Where cloud computing lacks, blockchains deliver, and vice versa. Having a blockchain cloud computing system can create a system where its data are immutable, can scale to high demands, and is based on cryptographic security.
Benefits of Blockchain Cloud Computing
There are many benefits of blockchain cloud computing:
- Increased Security: Decentralizing cloud systems mean that the data stored is distributed across a network of nodes instead of centralized servers. This makes it virtually impossible to hack blockchain-based cloud systems and tamper with data. In addition, using blockchain in cloud computing verifies the integrity of data through cryptographic hash.
- Enhanced Scalability: Since cloud computing servers are somewhat scalable, their integration of blockchain technology creates the perfect solution for data management.
- Improved Traceability: Cloud computing can be used to store and process supply chain data, while blockchain ensures the transparency and traceability of each step.
- Use of Smart Contracts: Blockchains enable smart contracts to interact with cloud computing systems.
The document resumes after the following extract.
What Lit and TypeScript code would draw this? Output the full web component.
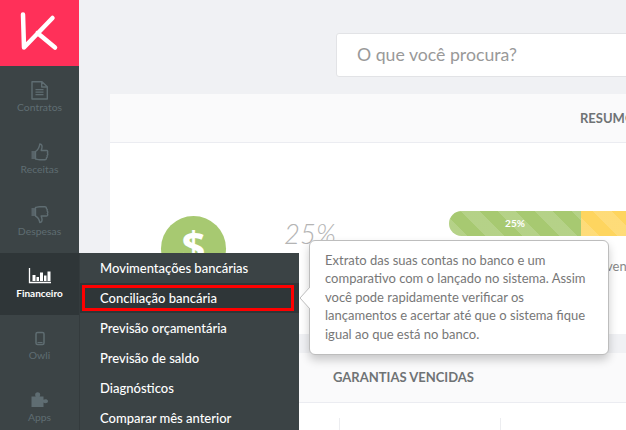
import { LitElement, html, css, svg } from "lit";
import { customElement } from "lit/decorators.js";

const icons: Record<string, unknown> = {
  doc: svg`<path d="M2 1.700h10l5.300 5V19H2z M11.700 1.700v5.300h5.600" fill="none" stroke="currentColor" stroke-width="1.400" stroke-linejoin="round"/><path d="M5.500 9.700h8M5.500 12.200h8M5.500 14.700h8" stroke="currentColor" stroke-width="1.300"/>`,
  up: svg`<path d="M1.500 9h4v8h-4z" fill="currentColor" opacity=".8"/><path d="M5.500 9.500c2.500-1.500 3.800-4 4.300-7.500 2 .2 2.700 2 2 4.500l-.6 2h5.300c1.300 0 1.600 1.500.8 2.400.8 1 .6 2-.2 2.600.4 1 .1 2-.7 2.400.2 1.200-.5 1.900-1.600 1.900H9.500c-1.700 0-2.700-.7-4-.8z" fill="none" stroke="currentColor" stroke-width="1.400" stroke-linejoin="round"/>`,
  down: svg`<path d="M1.500 4h4v8h-4z" fill="currentColor" opacity=".8"/><path d="M5.500 12c2.500 1.200 3.800 3.500 4.300 6.500 2-.2 2.700-2 2-4.500l-.6-2h5.300c1.300 0 1.600-1.500.8-2.400.8-1 .6-2-.2-2.600.4-1 .1-2-.7-2.400.2-1.200-.5-1.900-1.600-1.900H9.500c-1.700 0-2.700.7-4 .8z" fill="none" stroke="currentColor" stroke-width="1.400" stroke-linejoin="round"/>`,
  chart: svg`<path d="M-.5 2v14.500H21" fill="none" stroke="currentColor" stroke-width="1.300"/><path d="M2.500 9h3v6h-3zM6.500 11h2.500v4H6.500zM10 6.500h3V15h-3zM14 9.500h2.500V15H14zM17.500 5.500h3V15h-3z" fill="currentColor"/>`,
  phone: svg`<rect x="6" y="4.500" width="8" height="12" rx="1.500" fill="none" stroke="currentColor" stroke-width="1.500"/><path d="M7.500 14.500h5" stroke="currentColor" stroke-width="1"/>`,
  puzzle: svg`<path d="M1.500 6.500h4.300c-1-1-1-4.300 1.900-4.300s2.900 3.300 1.900 4.300h3.900v3.300c1-.9 4.500-.9 4.500 1.400s-3.500 2.300-4.500 1.400V17H1.500z" fill="currentColor"/>`,
};

const NAV = [
  ["doc", "Contratos"],
  ["up", "Receitas"],
  ["down", "Despesas"],
  ["chart", "Financeiro", "on"],
  ["phone", "Owli"],
  ["puzzle", "Apps"],
];

const MENU = [
  "Movimentações bancárias",
  "Conciliação bancária",
  "Previsão orçamentária",
  "Previsão de saldo",
  "Diagnósticos",
  "Comparar mês anterior",
];

@customElement("app-root")
export class AppRoot extends LitElement {
  static styles = css`
    :host {
      display: block;
      width: 626px;
      height: 430px;
      font-family: Lato, "Liberation Sans", sans-serif;
    }
    .page {
      position: relative;
      width: 626px;
      height: 430px;
      display: flex;
      overflow: hidden;
      background: #f0f1f4;
    }
    .side {
      width: 79px;
      flex: none;
      background: #3c4446;
    }
    .logo {
      height: 66px;
      margin-bottom: 1px;
      background: #ff3059;
      display: block;
    }
    .logo svg {
      display: block;
    }
    .nav {
      height: 62px;
      display: flex;
      flex-direction: column;
      align-items: center;
      color: #5f6d72;
      font-size: 10.400px;
      padding-top: 13px;
      box-sizing: border-box;
    }
    .nav svg {
      width: 20px;
      height: 20px;
      display: block;
      overflow: visible;
    }
    .nav span {
      line-height: 14px;
    }
    .nav.on {
      background: #2f3638;
      color: #fff;
      font-size: 10px;
      font-weight: 700;
    }
    .main {
      flex: 1;
      min-width: 0;
      padding: 33px 0 0 31px;
      box-sizing: border-box;
    }
    .search {
      margin-left: 226px;
      width: 500px;
      height: 44px;
      box-sizing: border-box;
      background: #fff;
      border: 1px solid #e2e3e6;
      border-radius: 3px;
      color: #999;
      font-size: 17.700px;
      line-height: 42px;
      padding-left: 20px;
    }
    .card {
      width: 700px;
      margin-top: 17px;
      background: #fff;
      border-radius: 3px 3px 0 0;
    }
    .head {
      height: 49px;
      box-sizing: border-box;
      background: #fafafb;
      border-bottom: 1px solid #ebecf1;
      color: #6f7375;
      font-size: 13px;
      font-weight: 700;
      line-height: 48px;
      padding-left: 470px;
      white-space: nowrap;
    }
    .body {
      height: 191px;
      display: flex;
      align-items: flex-start;
    }
    .coin {
      width: 65px;
      height: 65px;
      margin: 73px 0 0 51px;
      border-radius: 50%;
      background: #a7c971;
      color: #fff;
      font: 700 42px/58px "Open Sans", sans-serif;
      text-align: center;
      flex: none;
    }
    .pct {
      margin: 71px 0 0 58px;
      width: 165px;
      flex: none;
      color: #b4b4b4;
      font-size: 27.500px;
      font-weight: 300;
      font-style: italic;
      line-height: 40px;
    }
    .pct small {
      display: block;
      margin: 4px 0 0 -3px;
      color: #888;
      font-size: 13px;
      line-height: 16px;
    }
    .barcol {
      margin-top: 68px;
      width: 250px;
      flex: none;
    }
    .bar {
      display: flex;
      height: 25px;
      border-radius: 13px 0 0 13px;
      overflow: hidden;
      color: #fff;
      font-size: 10px;
      font-weight: 700;
      line-height: 25px;
      text-align: center;
    }
    .g,
    .y {
      background-image: repeating-linear-gradient(
        45deg,
        rgba(255, 255, 255, 0.16) 0 13px,
        transparent 13px 26px
      );
    }
    .g {
      width: 132px;
      background-color: #a7c971;
    }
    .y {
      flex: 1;
      background-color: #fed55f;
    }
    .ven {
      margin: 22px 0 0 157px;
      color: #888;
      font-size: 13px;
      line-height: 16px;
    }
    .card2 {
      width: 700px;
      margin-top: 19px;
      height: 100px;
      background: #fff;
    }
    .head2 {
      height: 50px;
      box-sizing: border-box;
      background: #fafafb;
      border-bottom: 1px solid #ebecf1;
      color: #6f7375;
      font-size: 13px;
      font-weight: 700;
      line-height: 48px;
      padding-left: 223px;
    }
    .cols {
      margin: 15px 0 0 229px;
      width: 160px;
      height: 40px;
      border-left: 1px solid #ecedf0;
      border-right: 1px solid #ecedf0;
    }
    .fly {
      position: absolute;
      left: 79px;
      top: 253px;
      width: 220px;
      height: 177px;
      background: #3b4345;
      border-left: 1px solid #343b3d;
      box-sizing: border-box;
    }
    .item {
      height: 30px;
      padding-left: 20px;
      color: #fff;
      font-size: 13px;
      font-weight: 500;
      line-height: 30px;
      white-space: nowrap;
    }
    .item.cur {
      background: #2f3638;
      position: relative;
    }
    .item.cur::after {
      content: "";
      position: absolute;
      left: 2px;
      top: 2px;
      width: 212px;
      height: 26px;
      box-sizing: border-box;
      border: 3px solid #f00;
    }
    .tip {
      position: absolute;
      left: 309px;
      top: 240px;
      width: 300px;
      height: 115px;
      box-sizing: border-box;
      background: #fff;
      border: 1px solid #bdbdbd;
      border-radius: 6px;
      box-shadow: 0 5px 10px rgba(0, 0, 0, 0.2);
      padding: 10px 15px;
      color: #777;
      font-size: 13px;
      line-height: 18.400px;
    }
    .arrow {
      position: absolute;
      left: -11px;
      top: 46px;
      display: block;
    }
  `;

  render() {
    return html`<div class="page">
      <aside class="side">
        <div class="logo">
          <svg width="79" height="66" viewBox="0 0 79 66">
            <path
              d="M23 14.500 24 47.500 52.500 18M37.500 33 55 47.500"
              fill="none"
              stroke="#fff"
              stroke-width="4.500"
              stroke-linecap="round"
              stroke-linejoin="round"
            />
          </svg>
        </div>
        ${NAV.map(
          ([i, t, on]) => html`<div class="nav ${on ? "on" : ""}">
            <svg viewBox="0 0 20 20">${icons[i]}</svg><span>${t}</span>
          </div>`
        )}
      </aside>
      <main class="main">
        <div class="search">O que você procura?</div>
        <section class="card">
          <div class="head">RESUMO</div>
          <div class="body">
            <div class="coin">$</div>
            <div class="pct">25%<small>em</small></div>
            <div class="barcol">
              <div class="bar">
                <div class="g">25%</div>
                <div class="y"></div>
              </div>
              <div class="ven">vencidos</div>
            </div>
          </div>
        </section>
        <section class="card2">
          <div class="head2">GARANTIAS VENCIDAS</div>
          <div class="cols"></div>
        </section>
      </main>
      <div class="fly">
        ${MENU.map(
          (m, i) => html`<div class="item ${i === 1 ? "cur" : ""}">${m}</div>`
        )}
      </div>
      <div class="tip">
        <svg class="arrow" width="11" height="22" viewBox="0 0 11 22">
          <path d="M11 0 1 11 11 22" fill="#fff" stroke="#bdbdbd" />
        </svg>
        Extrato das suas contas no banco e um comparativo com o lançado no
        sistema. Assim você pode rapidamente verificar os lançamentos e acertar
        até que o sistema fique igual ao que está no banco.
      </div>
    </div>`;
  }
}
For instance, a smart contract could automatically trigger cloud computing resources when certain conditions apply.
- Blockchain as a Service: Cloud computing offers Blockchain as a Service, which is a third-party service that facilitates the implementation of blockchain technology for companies without the need to set up or maintain their own infrastructure.
Blockchain-Based Cloud Storage
The integration of blockchain technology and cloud computing systems can bring benefits such as enhanced security, transparency, automation, and efficiency to various applications and industries. In fact, data storage is shifting towards blockchain-based cloud technology where cloud-based storage systems are built on top of distributed ledgers. This way data would be encrypted based on private/public key cryptography and hashing functions. This will create an extra layer of security for cloud storage systems.